Sticklers will observe that I got the Reading schedule backwards. Lent was only for double readers — established benchers reading a second time. First-timers read in August. I made the switch to get Francis's reading closer to the season of Misrule. He really did give his first reading at Lent in 1588, however. Why this exception was made for him isn't known. Strings were pulled, but we don't know whose or why.
I like to use actual historical people whenever I can. Some are unavoidable, like the queen, her chief courtiers, and members of Francis Bacon's family. Others are minor figures, mere footnotes, now, in some book, but once the stars of their own lives.
Here's this book's roster of real persons:
Francis Bacon
Queen Elizabeth I
William Cecil, Lord Burghley
Captain Sir Walter Raleigh
Robert Devereux, Earl of Essex
Penelope Rich, née Devereux, Lady Rich
William Danby, the Queen's Coroner. He makes a cameo appearance in chapter 2.
Elizabeth Moulthorne, surgeon. I found her in Liza Picard's delightful Elizabeth's London. Tracing the footnotes yielded nothing more than her name, origin, and profession.

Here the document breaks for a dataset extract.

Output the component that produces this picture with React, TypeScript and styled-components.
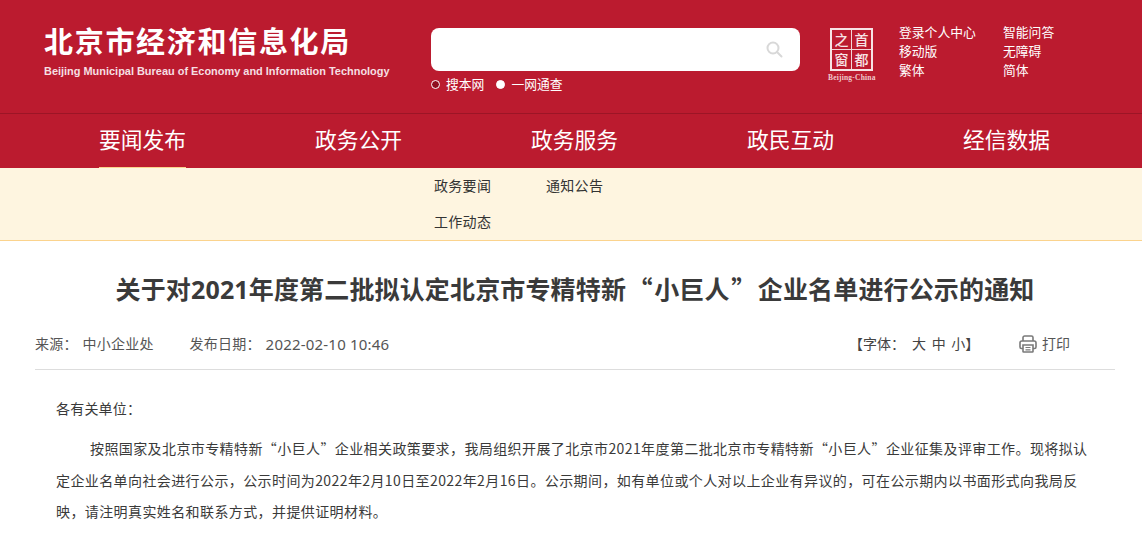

I like her, though; maybe I'll try harder for a later book.
Sir Christopher Yelverton. Member of an important legal dynasty. Heard walking up the stairs in chapter 9.
William Philippes. Francis's close friend and assistant. He was the son of a Customs House official, also a friend of Francis's who probably lent him money in exchange for helping his son into higher social circles. Son's real first name isn't known, so I named him after his father. He was the brother of Sir Francis Walsingham's cryptographer, Thomas Phelippes, who spelled his name differently for reasons known only to himself.